KLF session on cricket highlights key aspects

Published February 11, 2018
KARACHI: (From L to R) Cricket historian and author Richard Heller, moderator Sohaib Alvi and ex-PCB chairman Shaharyar M Khan seen during ‘Howzat! The Madness that is Cricket’ session at the Karachi Literature Festival on Saturday.
KARACHI: (From L to R) Cricket historian and author Richard Heller, moderator Sohaib Alvi and ex-PCB chairman Shaharyar M Khan seen during ‘Howzat! The Madness that is Cricket’ session at the Karachi Literature Festival on Saturday.

KARACHI: Pakistan cricket is defined by emotions, said cricket historian and author Richard Heller at the 9th Karachi Literature Festival (KLF) on Saturday.

“This country has a really special relationship with its cricket which is not seen anywhere else,” Heller said during his talk titled ‘Howzat! The Madness that is Cricket’. “There is never a dull moment in Pakistan cricket.”
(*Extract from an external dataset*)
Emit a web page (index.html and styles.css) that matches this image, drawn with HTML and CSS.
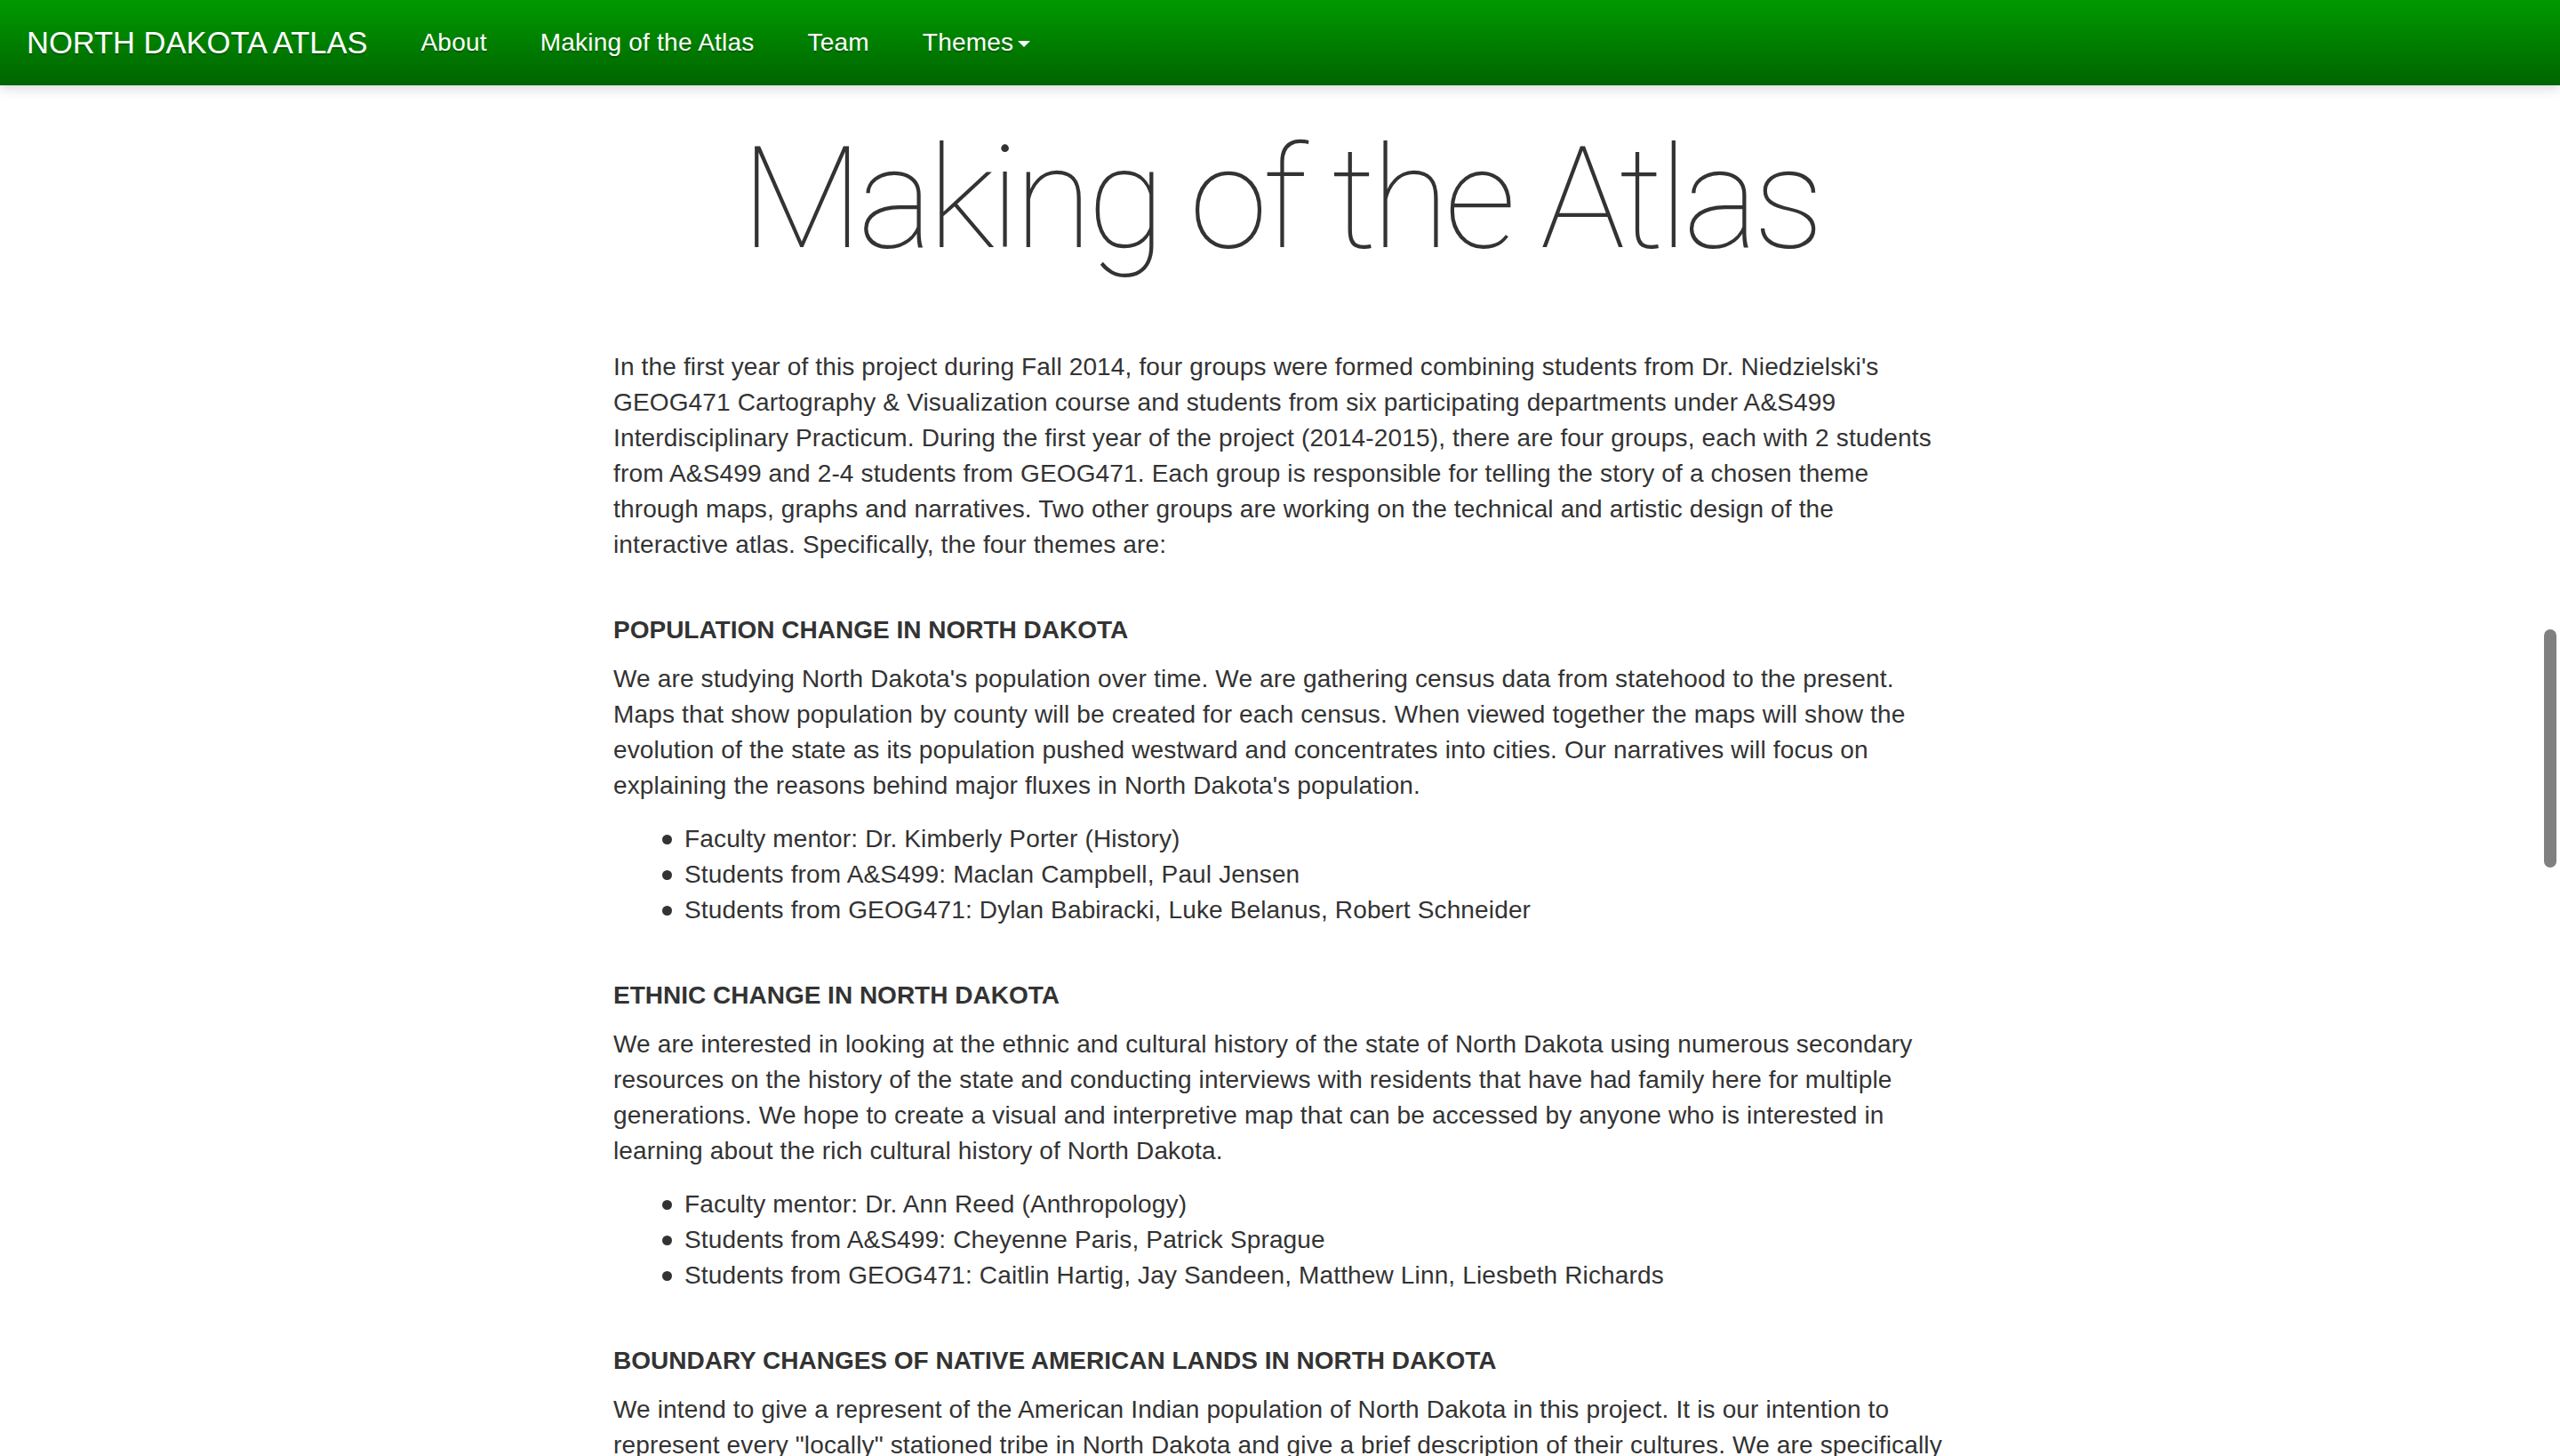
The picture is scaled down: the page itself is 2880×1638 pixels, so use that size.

Heller was joined in the discussion by Shaharyar Mohammad Khan, former chairman of the Pakistan Cricket Board (PCB), and journalist Sohaib Alvi, who was moderating the session.

Shaharyar agreed with Heller and said public support was something which lifted the country’s performance in the sport. “There is madness in public support,” he added.

Taking the disussion forward, Alvi inquired Shaharyar about the selection process to which the former PCB chief admitted that the process wasn’t transparent. “There is corruption,” he said. “I am not sure if the team we sent for the U-19 championship was selected on merit. There have been political factors involved.”

Shaharyar, citing India’s successful run in the U-19 championship, said: “Look at India, they have dug out really good talent. I do not think that we have a similar mix of players.”

He stressed that in order to work towards a better future the Board needed to start nurturing cricketers at a younger age. “By saying a younger age, I am not talking about 19 year olds but as young as 13 year olds,” he said.

Sohaib added to the former PCB supremo’s comments and said perhaps revival of school cricket could turn the country’s fortunes.

Shaharyar agreed and recalled that revival of school cricket was something he worked upon while he was at the helm of the Board affairs.

In response to a question arguing that no change in the system could work until the Board fixed the poor pitch-making in the domestic circuit, the former PCB chief agreed there was a dire need to prepare good wickets. “Good pitches play a key role in the development of batsmen. It is one of the reasons that our batsmen continue to struggle as they do not get to train on proper wickets,” he admitted.